Friday, October 2, 2009

faces

I’m interested in the connection of the face suggested in Michele White and Jennifer Gonzalez’s essays. White argues that the particular interface of the computer screen offers a different ontological mode of encounter that collapses the voyeuristic distance of the cinema, and, bringing the computer user in closer proximity to the webcam operator, this complicates the distinction between the “viewing ‘subject’ and the ‘object’ of contemplation.” (65) The Internet at least appears to provide a face-to-face encounter, though White’s argument regarding the constructed nature of Internet self-representation (instead of a sense of “liveness” and simultaneity that provides an illusion of unadulterated access, what is given to be seen is actually highly controlled), however, would also seem to reassert a power imbalance in this mirrored relationship. Though she touches on psychoanalytic and even phenomenological descriptors for the ways in which the computer interface fundamentally departs from traditional screen media, I’m not yet fully convinced that this mode (which shifts in scale and proximity, among other things) isn’t also fraught with the same problematics of looking and being looked at, especially since the communication (I’m presuming this isn’t iChat) only travels in one direction.

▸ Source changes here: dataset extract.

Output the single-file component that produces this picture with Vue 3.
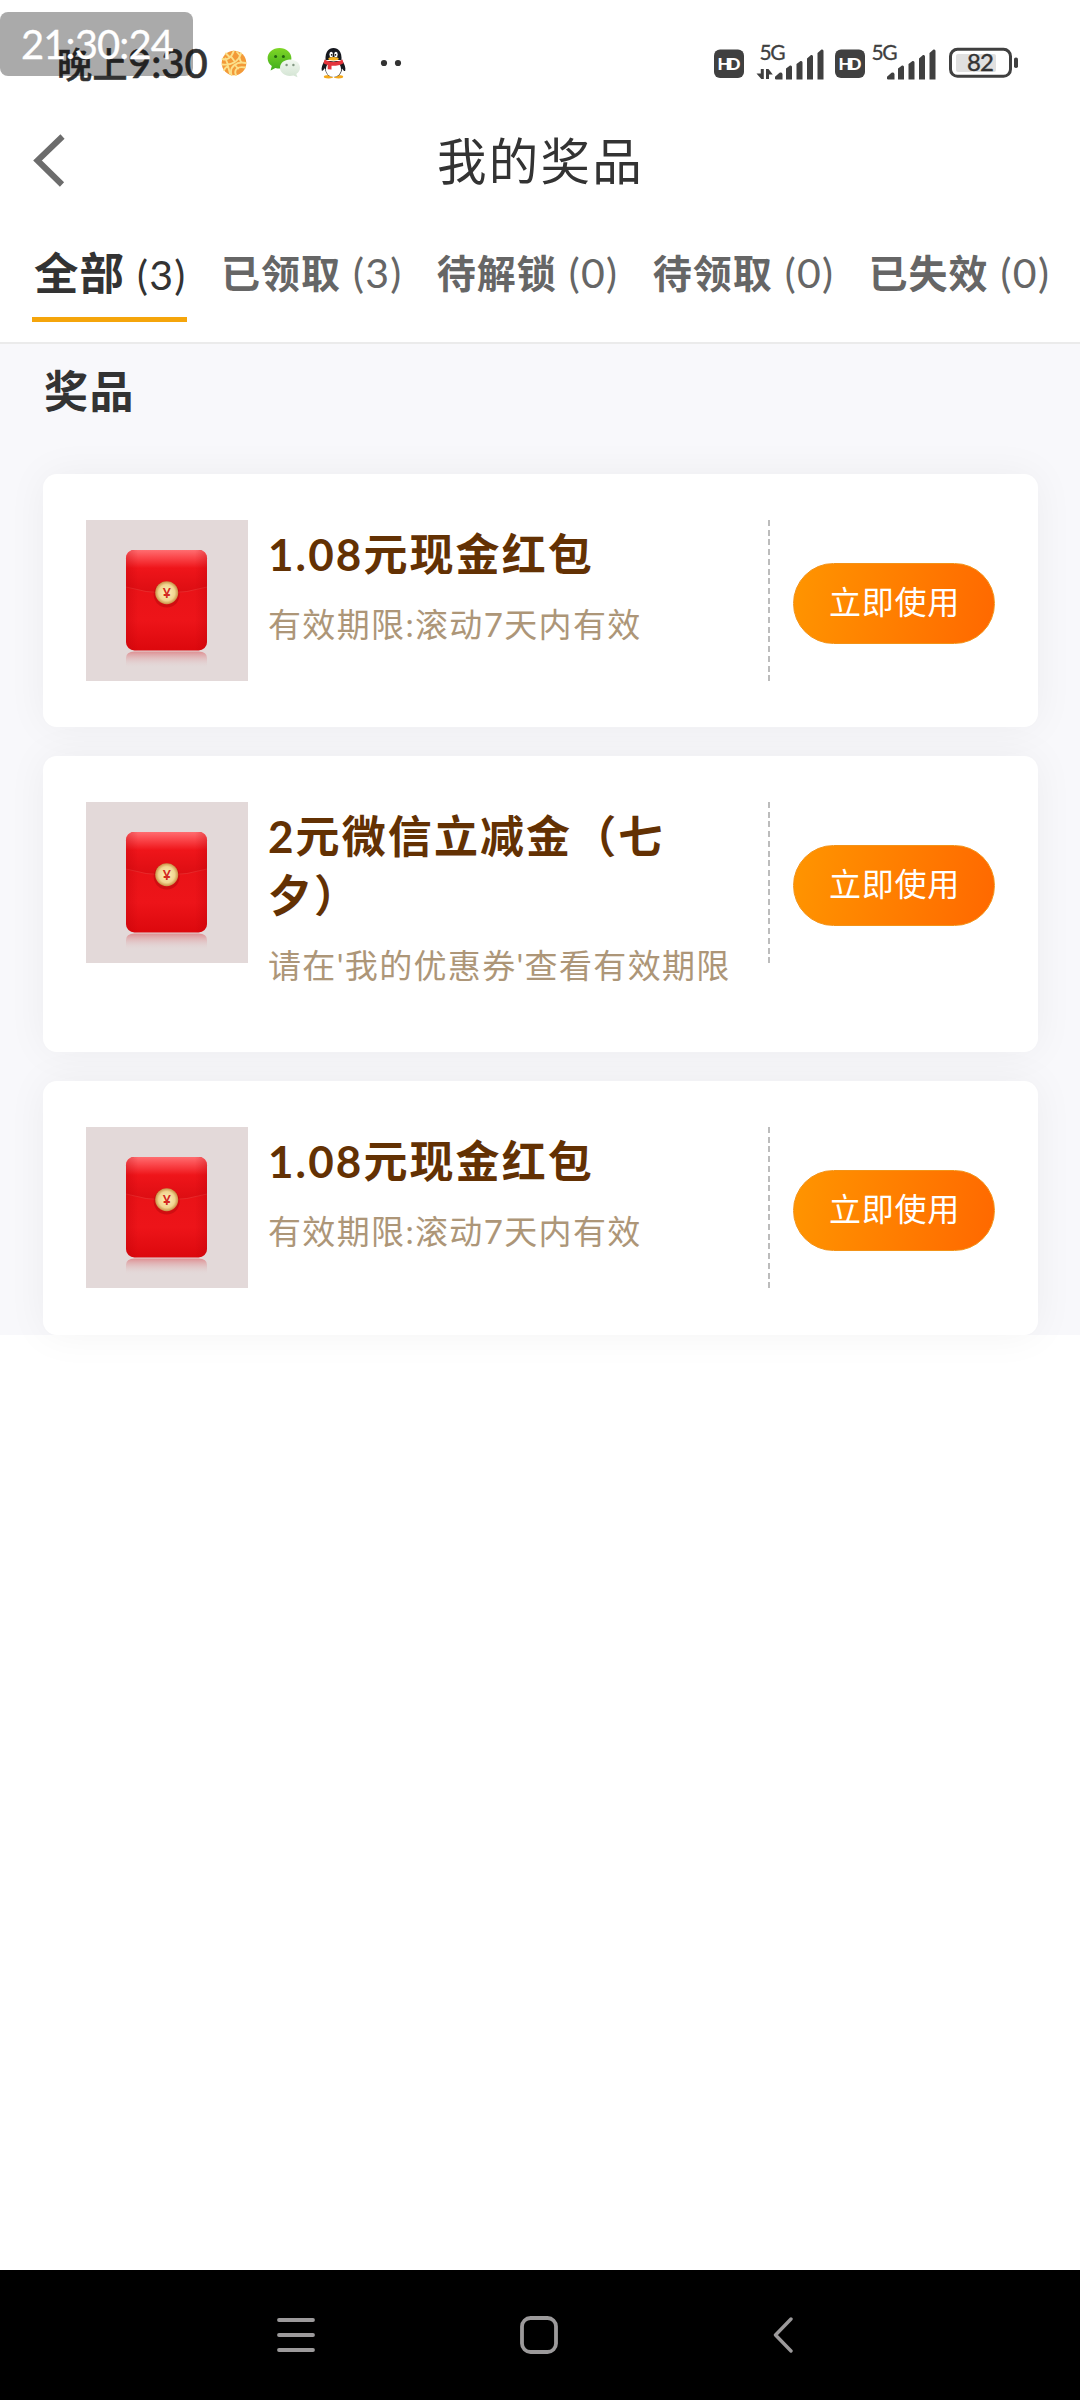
<script setup>
const tabs = [
  { label: '全部', count: 3, active: true },
  { label: '已领取', count: 3 },
  { label: '待解锁', count: 0 },
  { label: '待领取', count: 0 },
  { label: '已失效', count: 0 },
]
const prizes = [
  { title: '1.08元现金红包', desc: '有效期限:滚动7天内有效' },
  { title: '2元微信立减金（七夕）', desc: "请在'我的优惠券'查看有效期限", tall: true },
  { title: '1.08元现金红包', desc: '有效期限:滚动7天内有效' },
]
</script>

<template>
  <div class="screen">
    <div class="status">
      <span class="clock"><span class="clock-cn">晚上</span>9:30</span>
      <svg class="ball" width="26" height="26" viewBox="0 0 26 26">
        <circle cx="13" cy="13" r="12.3" fill="#f39a38" />
        <g fill="none" stroke="#fbe08a" stroke-width="1.900" stroke-linecap="round">
          <path d="M1.500 9c4 1.500 9-1 11-7.500M5 3.500l3 3M1.500 14.500c9 1 16-3 18.500-11M4.500 8.500l2 5M10 6.500l3 4M16 2l2.500 3M3 20c1-2 2-3 4-4l2 7.500" />
          <path d="M10.500 25c-2.500-8 5-14 14-12M15 25c-2.500-5.500 2-9 9-7.500M14 15l3 3.500M18.500 8l1.500 4.500" />
        </g>
      </svg>
      <svg class="wechat" width="34" height="30" viewBox="0 0 34 30">
        <defs>
          <linearGradient id="wc" x1="0" y1="0" x2="0" y2="1"><stop offset="0" stop-color="#7fd626" /><stop offset="1" stop-color="#3fae1c" /></linearGradient>
          <linearGradient id="wd" x1="0" y1="0" x2="0" y2="1"><stop offset="0" stop-color="#f2f8f0" /><stop offset="1" stop-color="#d3e4d3" /></linearGradient>
        </defs>
        <path d="M12.500 0C5.800 0 .6 4.400 .6 10.300c0 3.300 1.700 6 4.200 7.700L3.600 22.500l4.800-2.500c1.300.4 2.700.6 4.100.6 6.700 0 11.900-4.400 11.900-10.300S19.200 0 12.500 0z" fill="url(#wc)" />
        <circle cx="8.600" cy="8.500" r="1.500" fill="#24650f" /><circle cx="16.400" cy="8.500" r="1.500" fill="#24650f" />
        <path d="M23 11.500c-5.600 0-10 3.600-10 8.200s4.400 8.200 10 8.200c1.200 0 2.400-.2 3.500-.5l4 1.800-1.200-3.200c2.300-1.500 3.700-3.700 3.700-6.300 0-4.600-4.400-8.200-10-8.200z" fill="url(#wd)" />
        <circle cx="19.600" cy="17" r="1.200" fill="#829782" /><circle cx="26.400" cy="17" r="1.200" fill="#829782" />
      </svg>
      <svg class="qq" width="28" height="32" viewBox="0 0 28 32">
        <ellipse cx="8.500" cy="29.800" rx="4.700" ry="1.700" fill="#f5a91b" /><ellipse cx="18.500" cy="29.800" rx="4.700" ry="1.700" fill="#f5a91b" />
        <path d="M4.500 14c-2 3-3.500 7-2.700 9.700 1 .6 2.200-1.200 3.100-2.600C5.500 27 9 30 13.500 30s8-3 8.700-8.600c.8 1.400 2 3.200 3 2.600.8-3-.7-7-2.700-10z" fill="#16181f" />
        <ellipse cx="13.500" cy="22.300" rx="7.700" ry="7.800" fill="#fff" />
        <path d="M5.500 13C5 5 8.500 1 13.500 1S22 5 21.500 13z" fill="#16181f" />
        <ellipse cx="11.200" cy="7.500" rx="1.800" ry="2.700" fill="#fff" /><ellipse cx="15.900" cy="7.500" rx="1.800" ry="2.700" fill="#fff" />
        <circle cx="11.700" cy="7.800" r=".9" fill="#111" /><circle cx="15.400" cy="7.800" r=".9" fill="#111" />
        <ellipse cx="13.500" cy="11.800" rx="5.200" ry="1.700" fill="#f8b31f" />
        <path d="M4.500 12.500c5 3.300 13 3.300 18 0l1 3.700c-3.500 2-7.500 2.800-12 2.600v3.700l-3.800-.3v-4.300C6 17.400 4.700 17 3.500 16.200z" fill="#e4343c" />
      </svg>
      <svg class="dots" width="22" height="8" viewBox="0 0 22 8"><circle cx="4" cy="4" r="3.100" fill="#333" /><circle cx="18" cy="4" r="3.100" fill="#333" /></svg>

      <div class="status-right">
        <svg v-for="n in 2" :key="n" class="signal" width="121" height="48" viewBox="0 -4 121 48">
          <rect x="0" y="8.500" width="30" height="28.500" rx="6" fill="#404040" />
          <text class="hd" x="15" y="28.700" text-anchor="middle" textLength="23">HD</text>
          <g :transform="n === 1 ? '' : 'translate(-9 0)'">
            <text class="g5" x="45.500" y="19" textLength="26">5G</text>
            <path v-if="n === 1" fill="#404040" d="M46.800 28h3v10h-2.500l-4.800-5.500h4.300zM52 38V28h2.500l4.300 5.500H55V38z" />
            <path fill="#404040" d="M61 38v-2.300l4.500-4q2.500-.6 3 1.300v5.500h-6.500zM72 27.500l4-3q2-.5 2 1.500v12.500h-6zM82.500 23l4-3q2-.5 2 1.500v17h-6zM93 17.500l4-3.500q2-.5 2 1.500v23h-6zM103.500 12l4-3.500q2-.5 2 1.500v28.500h-6z" />
          </g>
        </svg>
        <svg class="battery" width="70" height="32" viewBox="0 0 70 32">
          <rect x="1.500" y="2.300" width="60" height="27" rx="7" fill="#fff" stroke="#404040" stroke-width="3" />
          <rect x="7" y="7" width="40" height="18" rx="2" fill="#e0e0e0" />
          <rect x="65" y="10.500" width="4" height="10.500" rx="1.800" fill="#404040" />
          <text class="pct" x="31.500" y="24" text-anchor="middle" textLength="27">82</text>
        </svg>
      </div>
      <div class="stamp">21:30:24</div>
    </div>

    <header class="head">
      <svg class="back" width="34" height="56" viewBox="0 0 34 56"><path d="M30.500 3.500L5.500 27.500l24.500 24" fill="none" stroke="#6c6c6c" stroke-width="6" /></svg>
      <h1>我的奖品</h1>
    </header>

    <nav class="tabs">
      <div v-for="t in tabs" :key="t.label" class="tab" :class="{ active: t.active }">
        <span class="name">{{ t.label }}</span><span class="count">({{ t.count }})</span>
      </div>
    </nav>

    <main>
      <h2>奖品</h2>
      <div class="cards">
        <section v-for="(p, i) in prizes" :key="i" class="card" :class="{ tall: p.tall }">
          <svg class="thumb" width="162" height="161" viewBox="0 0 162 161">
            <defs>
              <linearGradient id="body" x1="0" y1="0" x2="0" y2="1"><stop offset="0" stop-color="#dc0c12" /><stop offset=".25" stop-color="#e81216" /><stop offset=".7" stop-color="#ed1419" /><stop offset="1" stop-color="#dc080d" /></linearGradient>
              <linearGradient id="flap" x1="0" y1="0" x2="0" y2="1"><stop offset="0" stop-color="#ff6d70" /><stop offset=".16" stop-color="#fb4a4e" /><stop offset=".42" stop-color="#ef151a" /><stop offset="1" stop-color="#dc0d12" /></linearGradient>
              <linearGradient id="side"><stop offset="0" stop-color="#b80008" stop-opacity=".3" /><stop offset=".15" stop-color="#b80008" stop-opacity="0" /><stop offset=".85" stop-color="#b80008" stop-opacity="0" /><stop offset="1" stop-color="#b80008" stop-opacity=".3" /></linearGradient>
              <linearGradient id="refl" x1="0" y1="0" x2="0" y2="1"><stop offset="0" stop-color="#d9444a" stop-opacity=".5" /><stop offset="1" stop-color="#e3d9d9" stop-opacity="0" /></linearGradient>
              <radialGradient id="coin"><stop offset="0" stop-color="#fff0ba" /><stop offset=".7" stop-color="#f1d590" /><stop offset="1" stop-color="#c98f45" /></radialGradient>
            </defs>
            <rect width="162" height="161" fill="#e3d9d9" />
            <path d="M40 148v-10q0-6.500 8.500-6.500h64q8.500 0 8.500 6.500v10z" fill="url(#refl)" />
            <rect x="40" y="30" width="81" height="100.500" rx="8.500" fill="url(#body)" />
            <path d="M40 67V38.500Q40 30 48.500 30h64q8.500 0 8.500 8.500V67Q101 73 80.500 73T40 67z" fill="url(#flap)" />
            <path d="M40 67Q60 73 80.500 73T121 67" fill="none" stroke="#f04a45" stroke-opacity=".55" stroke-width=".8" />
            <rect x="40" y="30" width="81" height="100.500" rx="8.500" fill="url(#side)" />
            <circle cx="80.700" cy="74.500" r="13" fill="#a80508" opacity=".4" />
            <circle cx="80.700" cy="72.700" r="11.500" fill="url(#coin)" />
            <text class="yen" x="80.700" y="77.700" text-anchor="middle">¥</text>
          </svg>
          <div class="info">
            <div class="title">{{ p.title }}</div>
            <div class="desc">{{ p.desc }}</div>
          </div>
          <div class="divider"></div>
          <button class="use">立即使用</button>
        </section>
      </div>
    </main>

    <footer class="sysnav">
      <svg width="38" height="38" viewBox="0 0 38 38"><path d="M2 4h34M2 19h34M2 34h34" stroke="#9c9a9b" stroke-width="3.800" stroke-linecap="round" /></svg>
      <svg class="home" width="38" height="38" viewBox="0 0 38 38"><rect x="2" y="2" width="34" height="34" rx="8.500" fill="none" stroke="#9c9a9b" stroke-width="3.800" /></svg>
      <svg width="20" height="38" viewBox="0 0 20 38"><path d="M18 3L2.500 19 18 35" fill="none" stroke="#9c9a9b" stroke-width="3.400" stroke-linecap="round" stroke-linejoin="round" /></svg>
    </footer>
  </div>
</template>

<style>
body { background: #fff; }
</style>

<style scoped>
.screen {
  width: 1080px; height: 2400px; display: flex; flex-direction: column;
  background: #fff; color: #333; overflow: hidden;
  font-family: Lato, "Noto Sans CJK SC", sans-serif;
}
.status { position: relative; height: 110px; flex: none; display: flex; align-items: center; padding: 16px 61px 0 57px; box-sizing: border-box; }
.clock { width: 164px; font-size: 40px; line-height: 40px; font-weight: 500; white-space: nowrap; -webkit-text-stroke: .6px #333; }
.clock-cn { font-size: 35px; letter-spacing: .5px; }
.ball { margin-right: 20px; }
.wechat { margin-right: 19px; }
.qq { margin-right: 32px; }
.status-right { margin-left: auto; display: flex; align-items: center; }
.signal { margin-bottom: 5px; overflow: visible; }
.battery { margin-left: -7px; }
.hd { font: 900 17px Lato, sans-serif; fill: #fff; }
.g5 { font: 400 21px Lato, sans-serif; fill: #404040; stroke: #404040; stroke-width: .3px; }
.pct { font: 400 24px Lato, sans-serif; fill: #333; stroke: #333; stroke-width: .4px; }
.stamp {
  position: absolute; left: 0; top: 12px; width: 193px; height: 64px; border-radius: 8px;
  background: rgba(0, 0, 0, .333); color: #fff; font-size: 40px; line-height: 65px;
  letter-spacing: -.9px; padding-left: 21px; box-sizing: border-box; -webkit-text-stroke: .3px #fff;
}
.head { height: 102px; flex: none; display: flex; align-items: center; padding: 0 31px 0 32px; }
.back { flex: none; margin-right: -34px; }
.head h1 { flex: 1; margin: 0; text-align: center; font-size: 49.500px; line-height: 60px; font-weight: 400; letter-spacing: 2.300px; }
.tabs { height: 132px; flex: none; display: flex; padding: 0 0 0 32px; gap: 34.300px; border-bottom: 2px solid #ebebeb; box-sizing: border-box; }
.tab { height: 110px; box-sizing: border-box; display: flex; align-items: baseline; color: #666; white-space: nowrap; line-height: 121px; }
.name { font-size: 39px; font-weight: 700; letter-spacing: 1px; }
.count { font-size: 41px; font-weight: 400; margin-left: 12px; letter-spacing: 1.300px; }
.tab.active { color: #333; border-bottom: 5px solid #f5a50b; padding-left: 2px; }
.tab.active .name { font-size: 44.500px; letter-spacing: 1px; }
main { flex: none; background: #f8f8fb; height: 991px; }
main h2 { margin: 0; padding: 14px 0 0 44px; height: 130px; box-sizing: border-box; font-size: 44px; line-height: 66px; font-weight: 700; letter-spacing: 1.600px; }
.cards { display: flex; flex-direction: column; gap: 28.500px; padding: 0 42px 0 43px; }
.card { height: 253px; box-sizing: border-box; display: flex; align-items: flex-start; padding: 46px 43px 0; border-radius: 14px; background: #fff; box-shadow: 0 0 40px rgba(0, 0, 0, .05); }
.card.tall { height: 296.500px; }
.card:last-child { height: 254px; }
.thumb { flex: none; display: block; }
.info { width: 501px; margin-left: 20px; flex: none; }
.title { width: 430px; margin-top: 5px; font-size: 44px; line-height: 59px; font-weight: 700; letter-spacing: 2.100px; color: #633103; }
.desc { margin-top: 13px; font-size: 33px; line-height: 54px; letter-spacing: 1.350px; color: #ad9678; white-space: nowrap; }
.divider { flex: none; width: 2px; height: 161px; margin-left: -1px; background: repeating-linear-gradient(#bcbcbc 0 6px, transparent 6px 9.700px); }
.use {
  flex: none; margin: 43px 0 0 23px; width: 202px; height: 81px; border-radius: 41px; padding: 0 0 7px 1px;
  border: 1px solid #f39318; background: linear-gradient(100deg, #ff9500, #ff6800);
  color: #fff; font-family: inherit; font-size: 32px; letter-spacing: .8px;
}
.yen { font: 700 14px Lato, sans-serif; fill: #d32a20; }
.sysnav { margin-top: auto; height: 130px; flex: none; background: #000; display: flex; align-items: center; justify-content: space-between; padding: 0 287px 0 277px; box-sizing: border-box; }
.home { margin-right: 10px; }
</style>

Gonzalez’s discussion of the face offers an interesting counterpoint to White; as another site of encounter, the face as she describes through Agamben and Levinas’s work (along with visual/digital artists Burson and Mongrel), as a contact point perpetually in flux, in shifting relation to other (racialized) faces around it. She reminds us that as façade, the face both invokes an architecture and an artifice; it is a constructed surface that simultaneously absorbs and imparts social meaning. It hides as much as it reveals, and this gets at something that I think is under-theorized in White’s piece, the way that one representation might be used to cloak another. Webcam operators (like pregnancy avatars in Nakamura) might offer a new social space for previously underrepresented Internet users, and this in turn also reshapes the Internet in terms of what kind of interaction it allows, but I hesitate at the latent eroticism that female webcam operators employ, or the Bratz-like graphic avatars of Nakamura’s Beaner Dreamers. As much as a new space is opened up, another invisible one seems to be foreclosed. The somewhat overdetermined relationship of race and the visual, as Gonzalez describes, offers insights so long as it’s understood to be a mask alongside a visage.

1 comment:

  1. It makes me go back to this great Gerhard Richter text on Walter Benjamin and The Corpus of Autobiography, in which he argues (via Benjamin) the un-catalogable, shifting 'nature' of the face. Which ultimately serves as an anti-fascist. tool. Benjamin's poetics of the face speaks of the moment of the "shift" -- when the face does not remain what it is -- as the moment when the face is actually revealed.